**Problem to work on:** Would you transcribe the listing that follows, character for character, and omit its images?

**Raw data:**
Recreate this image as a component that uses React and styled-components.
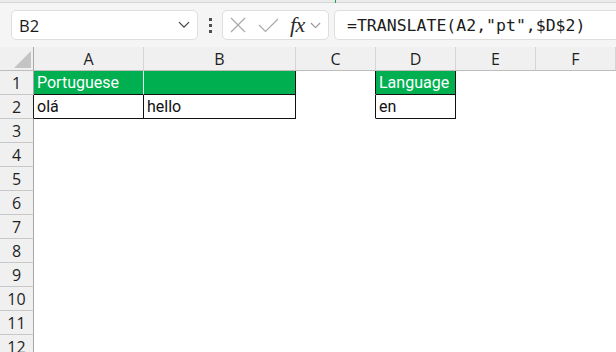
import styled, { createGlobalStyle } from "styled-components";

const Global = createGlobalStyle`
  html, body {
    margin: 0;
    padding: 0;
    background: #ffffff;
  }
  body {
    width: 616px;
    height: 352px;
    overflow: hidden;
  }
`;

const Page = styled.div`
  width: 616px;
  height: 352px;
  overflow: hidden;
  background: #ffffff;
`;

const TopStrip = styled.div`
  height: 3px;
  background: #ebebeb;
  border-bottom: 1px solid #d6d6d6;
  box-sizing: border-box;
  position: relative;
`;

const Tick = styled.span`
  position: absolute;
  left: 335px;
  top: 0;
  width: 1px;
  height: 3px;
  background: #22a050;
`;

const FormulaBar = styled.div`
  display: flex;
  align-items: center;
  height: 44px;
  padding-left: 11px;
  background: #f5f5f5;
  box-sizing: border-box;
`;

const Box = styled.div`
  display: flex;
  align-items: center;
  height: 30px;
  box-sizing: border-box;
  background: #ffffff;
  border: 1px solid #dedede;
  border-radius: 5px;
  width: ${(p) => p.$w || "auto"};
  flex: ${(p) => (p.$grow ? 1 : "none")};
  margin-right: ${(p) => p.$mr || "0"};
  ${(p) => p.$open && "border-right: none; border-radius: 5px 0 0 5px;"}
`;

const NameText = styled.span`
  flex: 1;
  padding-left: 7px;
  font-family: "Open Sans", "Noto Sans", sans-serif;
  font-size: 16.5px;
  color: #1b1b1b;
`;

const FormulaText = styled.span`
  padding-left: 12px;
  font-family: "DejaVu Sans Mono", "Liberation Mono", monospace;
  font-size: 16.5px;
  color: #1b1b1b;
`;

const Dots = styled.div`
  display: flex;
  flex-direction: column;
  gap: 3px;
  width: 3px;
  margin: 0 10px 0 11px;
  span {
    width: 3px;
    height: 3px;
    background: #505050;
  }
`;

const Fx = styled.span`
  font-family: "Liberation Serif", "DejaVu Serif", serif;
  font-style: italic;
  font-size: 22px;
  color: #2b2b2b;
  margin-left: 11px;
  line-height: 1;
  letter-spacing: -0.5px;
`;

const IconSlot = styled.span`
  display: inline-flex;
  margin-left: ${(p) => p.$ml || "0"};
  margin-right: ${(p) => p.$mr || "0"};
`;

const Sheet = styled.div`
  display: grid;
  grid-template-columns: 34px 110px 152px 80px 80px 80px 80px;
  grid-auto-rows: 24px;
`;

const ColHead = styled.div`
  box-sizing: border-box;
  background: #f0f0f0;
  border-right: 1px solid #d5d5d5;
  border-bottom: 1px solid #bdbdbd;
  display: flex;
  align-items: center;
  justify-content: center;
  font-family: "Open Sans", "Noto Sans", sans-serif;
  font-size: 16px;
  color: #1f1f1f;
  padding-top: 1px;
`;

const Corner = styled(ColHead)`
  border-right: 1px solid #a8a8a8;
  align-items: flex-end;
  justify-content: flex-end;
  padding: 0 2px 2px 0;
`;

const RowHead = styled.div`
  box-sizing: border-box;
  background: #f0f0f0;
  border-right: 1px solid ${(p) => (p.$dark ? "#1a1a1a" : "#a8a8a8")};
  border-bottom: 1px solid #c8c8c8;
  display: flex;
  align-items: center;
  justify-content: center;
  font-family: "Open Sans", "Noto Sans", sans-serif;
  font-size: 16px;
  color: #1f1f1f;
  padding-top: 1px;
`;

const Cell = styled.div`
  box-sizing: border-box;
  background: ${(p) => (p.$fill ? "#00b050" : "#ffffff")};
  color: ${(p) => (p.$fill ? "#ffffff" : "#111111")};
  border-right: 1px solid ${(p) => p.$right || "transparent"};
  border-bottom: 1px solid ${(p) => p.$bottom || "transparent"};
  font-family: Roboto, "Noto Sans", sans-serif;
  font-size: 16px;
  display: flex;
  align-items: flex-end;
  padding: 0 0 2px 3px;
  white-space: nowrap;
  overflow: hidden;
`;

const BLACK = "#111111";

const Chevron = ({ color = "#444", size = 12 }) => (
  <svg width={size} height={size * 0.6} viewBox="0 0 12 7" fill="none">
    <path d="M1 1l5 5 5-5" stroke={color} strokeWidth="1.3" />
  </svg>
);

const rows = [3, 4, 5, 6, 7, 8, 9, 10, 11, 12];
const blanks = [0, 1, 2, 3, 4, 5];

export default function App() {
  return (
    <Page>
      <Global />
      <TopStrip>
        <Tick />
      </TopStrip>
      <FormulaBar>
        <Box $w="187px">
          <NameText>B2</NameText>
          <IconSlot $mr="7px">
            <Chevron />
          </IconSlot>
        </Box>
        <Dots>
          <span />
          <span />
          <span />
        </Dots>
        <Box $w="107px" $mr="5px">
          <IconSlot $ml="7px">
            <svg width="16" height="16" viewBox="0 0 16 16">
              <path d="M1 1l14 14M15 1L1 15" stroke="#a9a9a9" strokeWidth="1.2" />
            </svg>
          </IconSlot>
          <IconSlot $ml="12px">
            <svg width="21" height="16" viewBox="0 0 21 16">
              <path d="M1 8l6.5 6.5L20 2" stroke="#a9a9a9" strokeWidth="1.2" fill="none" />
            </svg>
          </IconSlot>
          <Fx>fx</Fx>
          <IconSlot $ml="5px">
            <Chevron color="#9a9a9a" size={11} />
          </IconSlot>
        </Box>
        <Box $grow $open>
          <FormulaText>=TRANSLATE(A2,"pt",$D$2)</FormulaText>
        </Box>
      </FormulaBar>
      <Sheet>
        <Corner>
          <svg width="17" height="17" viewBox="0 0 17 17">
            <path d="M17 0V17H0Z" fill="#c4c4c4" />
          </svg>
        </Corner>
        {["A", "B", "C", "D", "E", "F"].map((c) => (
          <ColHead key={c}>{c}</ColHead>
        ))}

        <RowHead>1</RowHead>
        <Cell $fill $right="#e8f6ee" $bottom={BLACK}>Portuguese</Cell>
        <Cell $fill $right={BLACK} $bottom={BLACK} />
        <Cell $right={BLACK} />
        <Cell $fill $right={BLACK} $bottom={BLACK}>Language</Cell>
        <Cell />
        <Cell />

        <RowHead $dark>2</RowHead>
        <Cell $right={BLACK} $bottom={BLACK}>olá</Cell>
        <Cell $right={BLACK} $bottom={BLACK}>hello</Cell>
        <Cell $right={BLACK} />
        <Cell $right={BLACK} $bottom={BLACK}>en</Cell>
        <Cell />
        <Cell />

        {rows.flatMap((r) => [
          <RowHead key={`h${r}`}>{r}</RowHead>,
          ...blanks.map((b) => <Cell key={`c${r}-${b}`} />),
        ])}
      </Sheet>
    </Page>
  );
}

**Finished task:**
Recreate this image as a component that uses React and styled-components.
import styled, { createGlobalStyle } from "styled-components";

const Global = createGlobalStyle`
  html, body {
    margin: 0;
    padding: 0;
    background: #ffffff;
  }
  body {
    width: 616px;
    height: 352px;
    overflow: hidden;
  }
`;

const Page = styled.div`
  width: 616px;
  height: 352px;
  overflow: hidden;
  background: #ffffff;
`;

const TopStrip = styled.div`
  height: 3px;
  background: #ebebeb;
  border-bottom: 1px solid #d6d6d6;
  box-sizing: border-box;
  position: relative;
`;

const Tick = styled.span`
  position: absolute;
  left: 335px;
  top: 0;
  width: 1px;
  height: 3px;
  background: #22a050;
`;

const FormulaBar = styled.div`
  display: flex;
  align-items: center;
  height: 44px;
  padding-left: 11px;
  background: #f5f5f5;
  box-sizing: border-box;
`;

const Box = styled.div`
  display: flex;
  align-items: center;
  height: 30px;
  box-sizing: border-box;
  background: #ffffff;
  border: 1px solid #dedede;
  border-radius: 5px;
  width: ${(p) => p.$w || "auto"};
  flex: ${(p) => (p.$grow ? 1 : "none")};
  margin-right: ${(p) => p.$mr || "0"};
  ${(p) => p.$open && "border-right: none; border-radius: 5px 0 0 5px;"}
`;

const NameText = styled.span`
  flex: 1;
  padding-left: 7px;
  font-family: "Open Sans", "Noto Sans", sans-serif;
  font-size: 16.5px;
  color: #1b1b1b;
`;

const FormulaText = styled.span`
  padding-left: 12px;
  font-family: "DejaVu Sans Mono", "Liberation Mono", monospace;
  font-size: 16.5px;
  color: #1b1b1b;
`;

const Dots = styled.div`
  display: flex;
  flex-direction: column;
  gap: 3px;
  width: 3px;
  margin: 0 10px 0 11px;
  span {
    width: 3px;
    height: 3px;
    background: #505050;
  }
`;

const Fx = styled.span`
  font-family: "Liberation Serif", "DejaVu Serif", serif;
  font-style: italic;
  font-size: 22px;
  color: #2b2b2b;
  margin-left: 11px;
  line-height: 1;
  letter-spacing: -0.5px;
`;

const IconSlot = styled.span`
  display: inline-flex;
  margin-left: ${(p) => p.$ml || "0"};
  margin-right: ${(p) => p.$mr || "0"};
`;

const Sheet = styled.div`
  display: grid;
  grid-template-columns: 34px 110px 152px 80px 80px 80px 80px;
  grid-auto-rows: 24px;
`;

const ColHead = styled.div`
  box-sizing: border-box;
  background: #f0f0f0;
  border-right: 1px solid #d5d5d5;
  border-bottom: 1px solid #bdbdbd;
  display: flex;
  align-items: center;
  justify-content: center;
  font-family: "Open Sans", "Noto Sans", sans-serif;
  font-size: 16px;
  color: #1f1f1f;
  padding-top: 1px;
`;

const Corner = styled(ColHead)`
  border-right: 1px solid #a8a8a8;
  align-items: flex-end;
  justify-content: flex-end;
  padding: 0 2px 2px 0;
`;

const RowHead = styled.div`
  box-sizing: border-box;
  background: #f0f0f0;
  border-right: 1px solid ${(p) => (p.$dark ? "#1a1a1a" : "#a8a8a8")};
  border-bottom: 1px solid #c8c8c8;
  display: flex;
  align-items: center;
  justify-content: center;
  font-family: "Open Sans", "Noto Sans", sans-serif;
  font-size: 16px;
  color: #1f1f1f;
  padding-top: 1px;
`;

const Cell = styled.div`
  box-sizing: border-box;
  background: ${(p) => (p.$fill ? "#00b050" : "#ffffff")};
  color: ${(p) => (p.$fill ? "#ffffff" : "#111111")};
  border-right: 1px solid ${(p) => p.$right || "transparent"};
  border-bottom: 1px solid ${(p) => p.$bottom || "transparent"};
  font-family: Roboto, "Noto Sans", sans-serif;
  font-size: 16px;
  display: flex;
  align-items: flex-end;
  padding: 0 0 2px 3px;
  white-space: nowrap;
  overflow: hidden;
`;

const BLACK = "#111111";

const Chevron = ({ color = "#444", size = 12 }) => (
  <svg width={size} height={size * 0.6} viewBox="0 0 12 7" fill="none">
    <path d="M1 1l5 5 5-5" stroke={color} strokeWidth="1.3" />
  </svg>
);

const rows = [3, 4, 5, 6, 7, 8, 9, 10, 11, 12];
const blanks = [0, 1, 2, 3, 4, 5];

export default function App() {
  return (
    <Page>
      <Global />
      <TopStrip>
        <Tick />
      </TopStrip>
      <FormulaBar>
        <Box $w="187px">
          <NameText>B2</NameText>
          <IconSlot $mr="7px">
            <Chevron />
          </IconSlot>
        </Box>
        <Dots>
          <span />
          <span />
          <span />
        </Dots>
        <Box $w="107px" $mr="5px">
          <IconSlot $ml="7px">
            <svg width="16" height="16" viewBox="0 0 16 16">
              <path d="M1 1l14 14M15 1L1 15" stroke="#a9a9a9" strokeWidth="1.2" />
            </svg>
          </IconSlot>
          <IconSlot $ml="12px">
            <svg width="21" height="16" viewBox="0 0 21 16">
              <path d="M1 8l6.5 6.5L20 2" stroke="#a9a9a9" strokeWidth="1.2" fill="none" />
            </svg>
          </IconSlot>
          <Fx>fx</Fx>
          <IconSlot $ml="5px">
            <Chevron color="#9a9a9a" size={11} />
          </IconSlot>
        </Box>
        <Box $grow $open>
          <FormulaText>=TRANSLATE(A2,"pt",$D$2)</FormulaText>
        </Box>
      </FormulaBar>
      <Sheet>
        <Corner>
          <svg width="17" height="17" viewBox="0 0 17 17">
            <path d="M17 0V17H0Z" fill="#c4c4c4" />
          </svg>
        </Corner>
        {["A", "B", "C", "D", "E", "F"].map((c) => (
          <ColHead key={c}>{c}</ColHead>
        ))}

        <RowHead>1</RowHead>
        <Cell $fill $right="#e8f6ee" $bottom={BLACK}>Portuguese</Cell>
        <Cell $fill $right={BLACK} $bottom={BLACK} />
        <Cell $right={BLACK} />
        <Cell $fill $right={BLACK} $bottom={BLACK}>Language</Cell>
        <Cell />
        <Cell />

        <RowHead $dark>2</RowHead>
        <Cell $right={BLACK} $bottom={BLACK}>olá</Cell>
        <Cell $right={BLACK} $bottom={BLACK}>hello</Cell>
        <Cell $right={BLACK} />
        <Cell $right={BLACK} $bottom={BLACK}>en</Cell>
        <Cell />
        <Cell />

        {rows.flatMap((r) => [
          <RowHead key={`h${r}`}>{r}</RowHead>,
          ...blanks.map((b) => <Cell key={`c${r}-${b}`} />),
        ])}
      </Sheet>
    </Page>
  );
}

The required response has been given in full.